Beide Schriftsätze sind vorerst ohne Erledigung geblieben. Am 2. November 1967 hat der Kläger einen Beweisantrag gestellt.

Mit Beschluß vom 7. November 1967 hat das Erstgericht das zweite Mal die Frist bis 15. November 1967 verlängert. Das Rekursgericht wies den Rekurs des Klägers gegen diesen Beschluß, als unzulässig zurück. Es war der Meinung, daß für die Beurteilung der Zulässigkeit des Rekurses die Bestimmung des § 38 (3) ZPO. und nicht § 141 ZPO. maßgebend sei. Bei dem angefochtenen Beschluß handle es sich um einen Beschluß nach § 38 (1) und (2) ZPO. Die Rechtsmittelbeschränkung sei daher nach dieser Gesetzesstelle anzuwenden. Diese stelle gegenüber der Bestimmung des § 141 ZPO. eine Sonderbestimmung dar.

Infolge Rekurses des Klägers hob der Oberste Gerichtshof den Zurückweisungsbeschluß des Rekursgerichtes auf und trug dem Rekursgericht die Sachentscheidung über den Rekurs der klagenden Partei auf.

Das Rekursgericht hat nunmehr dem von der klagenden Partei eingebrachten Rekurs teilweise Folge gegeben. Es hat den erstgerichtlichen Beschluß insoweit bestätigt, als damit die beantragte Fristverlängerung mit 25. Oktober 1967 bewilligt wurde. Hingegen hat es den erstgerichtlichen Beschluß insoweit aufgehoben (behoben, abgeändert), als die Frist von Amts wegen über den 25. Oktober 1967 hinaus verlängert worden war.

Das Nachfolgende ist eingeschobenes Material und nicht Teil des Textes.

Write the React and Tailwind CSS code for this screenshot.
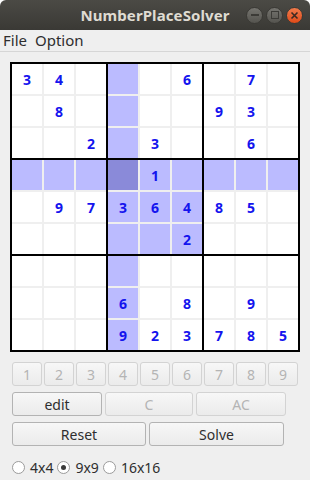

Gegen diesen Beschluß richtet sich der Revisionsrekurs des Beklagten. Er beantragt den aufhebenden Teil des angefochtenen Beschlusses dahin abzuändern, daß der Beschluß des Erstgerichtes, mit welchem die Frist bis 15. November 1967 verlängert wurde, wiederhergestellt werde.

Der Oberste Gerichtshof gab dem Rekurse der beklagten Partei nicht Folge.

Rechtliche Beurteilung

Aus der Begründung:

Es ist davon auszugehen, daß der Beklagte selbst eine Fristverlängerung nur bis 25. Oktober 1967 begehrt hat. Hätte das Erstgericht über diesen Antrag unverzüglich entschieden, wie es der Prozeßordnung entspricht, dann muß wohl als sicher angenommen werden, daß das Erstgericht die Frist von Amts wegen über den beantragten Tag hinaus nicht verlängert hätte. Wäre somit die Frist nur bis zum 25. Oktober 1967 verlängert worden, dann wäre die erst mit Schriftsatz vom 31. Oktober 1967 vorgelegte Vollmacht nicht innerhalb der weiteren begehrten und bewilligten Frist vorgelegt worden und der Kläger hätte dadurch bereits einen Anspruch darauf gehabt, daß gegen den Beklagten ein Versäumungsurteil erlassen werde. Dieser Anspruch kann dem Kläger aber nicht dadurch genommen werden, daß das Erstgericht vorerst über den Antrag auf Fristverlängerung nicht entschieden und dann von Amts wegen die Frist über den begehrten Zeitpunkt hinaus verlängert hat, nur um dadurch zu bewirken, daß die erst am 31. Oktober 1967 vorgelegte Vollmacht noch als rechtzeitig vorgelegt anzusehen sei. Diese Entscheidung enthält eine prozessuale Benachteiligung des Klägers und eine ungerechtfertigte Bevorzugung des Beklagten. Sie stellt eine Billigkeitsentscheidung dar, die keine Grundlage im Gesetz findet. Auch wenn man die von Fasching (Komm. II S. 677) vertretene Auffassung billigen wollte, daß eine Frist auch von Amts wegen verlängert werden dürfe, erscheint gerade im vorliegenden Fall eine solche amtswegige Verlängerung, die einer Partei zum Nachteil gereicht, nicht zulässig.

Das Rekursgericht hat daher mit Recht den erstgerichtlichen Beschluß nur insoweit bestätigt, als damit die Fristverlängerung bis 25. Oktober 1967 bewilligt worden ist und hat den erstgerichtlichen Beschluß im übrigen abgeändert. Das Erstgericht wird nunmehr die Säumnisfolgen zu berücksichtigen haben.